### [What you have to do]
Take each line containing the word "with" and copy it.

....

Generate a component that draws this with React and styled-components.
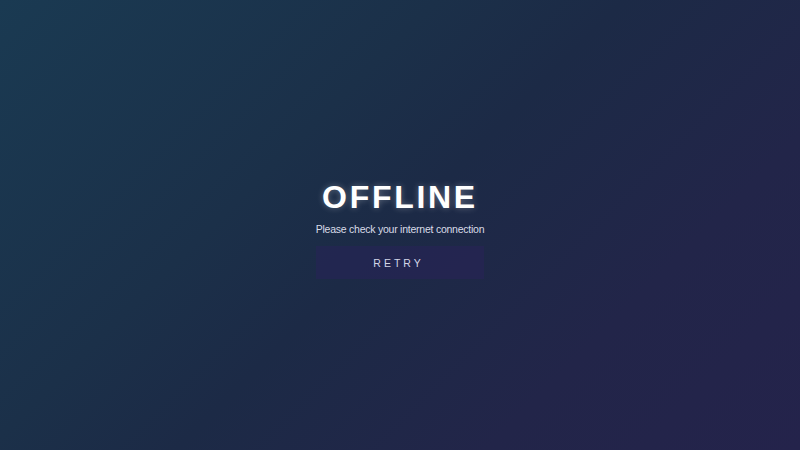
import React from 'react';
import styled, { createGlobalStyle } from 'styled-components';

const GlobalStyle = createGlobalStyle`
    html, body {
        margin: 0;
        padding: 0;
        height: 100%;
    }

    body {
        font-family: "Liberation Sans", Arial, sans-serif;
    }

    #root {
        height: 100%;
    }
`;

const Screen = styled.div`
    height: 100vh;
    display: flex;
    align-items: center;
    justify-content: center;
    background: linear-gradient(135deg, #1a3a52 0%, #1b3049 35%, #1c2a46 50%, #222549 75%, #24234b 100%);
`;

const Panel = styled.div`
    display: flex;
    flex-direction: column;
    align-items: stretch;
    text-align: center;
    margin-top: 8px;
`;

const Title = styled.h1`
    margin: 0 0 8px;
    font-size: 32px;
    line-height: 36px;
    font-weight: 700;
    letter-spacing: 2.7px;
    color: #ffffff;
    text-shadow: 0 0 6px rgba(255, 255, 255, 0.3);
`;

const Message = styled.p`
    margin: 0 0 11px;
    font-size: 10.5px;
    line-height: 12px;
    letter-spacing: -0.24px;
    color: #d9dce8;
`;

const RetryButton = styled.button`
    height: 33px;
    border: none;
    background: rgba(44, 32, 96, 0.4);
    color: #d4d7e8;
    font-family: inherit;
    font-size: 10.5px;
    letter-spacing: 3px;
    padding-left: 3px;
    cursor: pointer;
`;

export default function App() {
    return (
        <>
            <GlobalStyle />
            <Screen>
                <Panel>
                    <Title>OFFLINE</Title>
                    <Message>Please check your internet connection</Message>
                    <RetryButton>RETRY</RetryButton>
                </Panel>
            </Screen>
        </>
    );
}
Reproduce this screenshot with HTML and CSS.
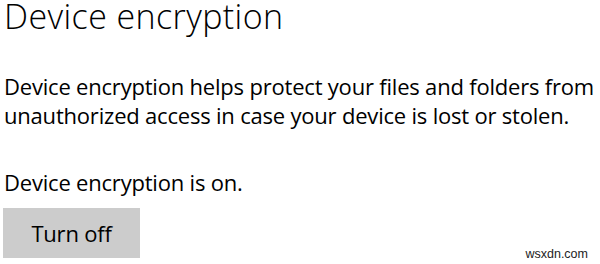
FILE: index.html
```html
<!DOCTYPE html>
<html lang="en">
<head>
<meta charset="utf-8">
<link rel="stylesheet" href="styles.css">
</head>
<body>
<main class="page">
  <h1 class="title">Device encryption</h1>
  <p class="desc">Device encryption helps protect your files and folders from unauthorized access in case your device is lost or stolen.</p>
  <p class="status">Device encryption is on.</p>
  <button class="btn" type="button">Turn off</button>
</main>
<div class="mark">wsxdn.com</div>
</body>
</html>
```
FILE: styles.css
```css
html, body {
  margin: 0;
  padding: 0;
  background: #ffffff;
  width: 600px;
  height: 264px;
  overflow: hidden;
}
body {
  position: relative;
  font-family: "Open Sans", "Noto Sans", sans-serif;
  color: #000000;
}
.page {
  display: flex;
  flex-direction: column;
  align-items: flex-start;
  padding: 0 0 0 4px;
}
.title {
  margin: -3px 0 0 0;
  font-size: 34px;
  font-weight: 300;
  line-height: 38px;
  letter-spacing: 0.4px;
  white-space: nowrap;
}
.desc {
  margin: 37px 0 0 0;
  font-size: 22px;
  line-height: 29px;
  letter-spacing: -0.2px;
  width: 596px;
}
.status {
  margin: 38px 0 0 0;
  font-size: 22px;
  line-height: 29px;
  letter-spacing: -0.2px;
}
.btn {
  margin: 11px 0 0 -1px;
  width: 137px;
  height: 50px;
  background: #cccccc;
  border: none;
  font-family: inherit;
  font-size: 22px;
  letter-spacing: -0.2px;
  color: #000;
  padding: 0;
}
.mark {
  position: absolute;
  right: 12px;
  bottom: 3px;
  font-family: "Liberation Sans", Arial, sans-serif;
  font-size: 12.5px;
  color: #222;
}
```
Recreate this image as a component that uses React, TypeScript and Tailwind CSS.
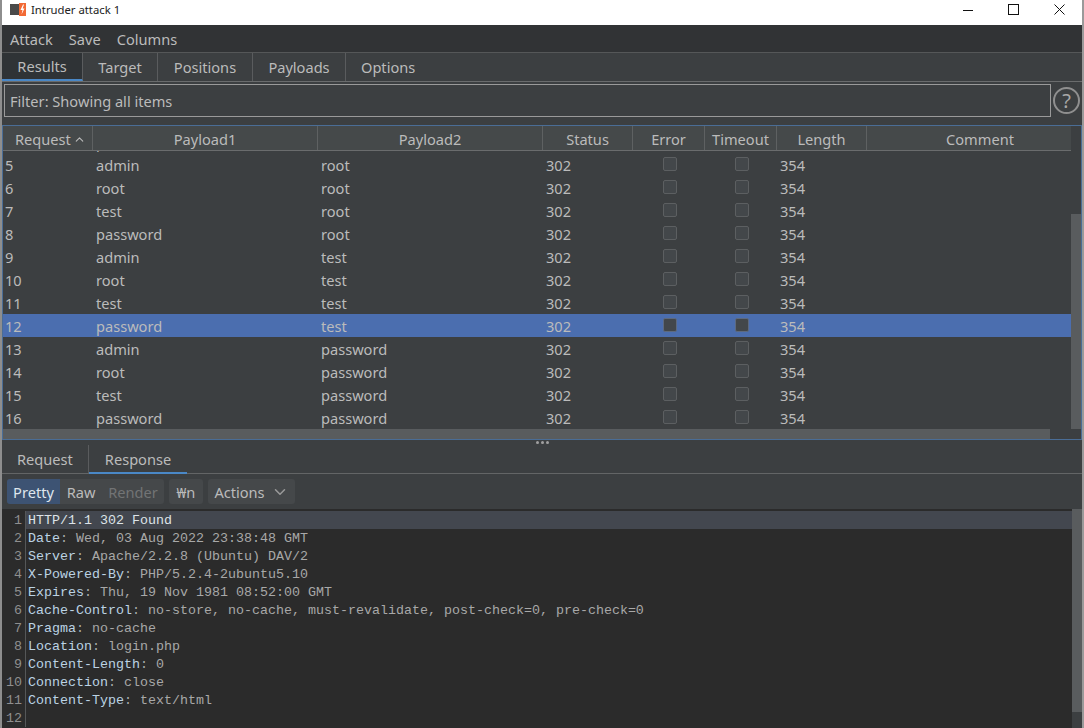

....

### [Solution for this exercise]
Generate a component that draws this with React and styled-components.
Reproduce this screenshot with HTML and CSS.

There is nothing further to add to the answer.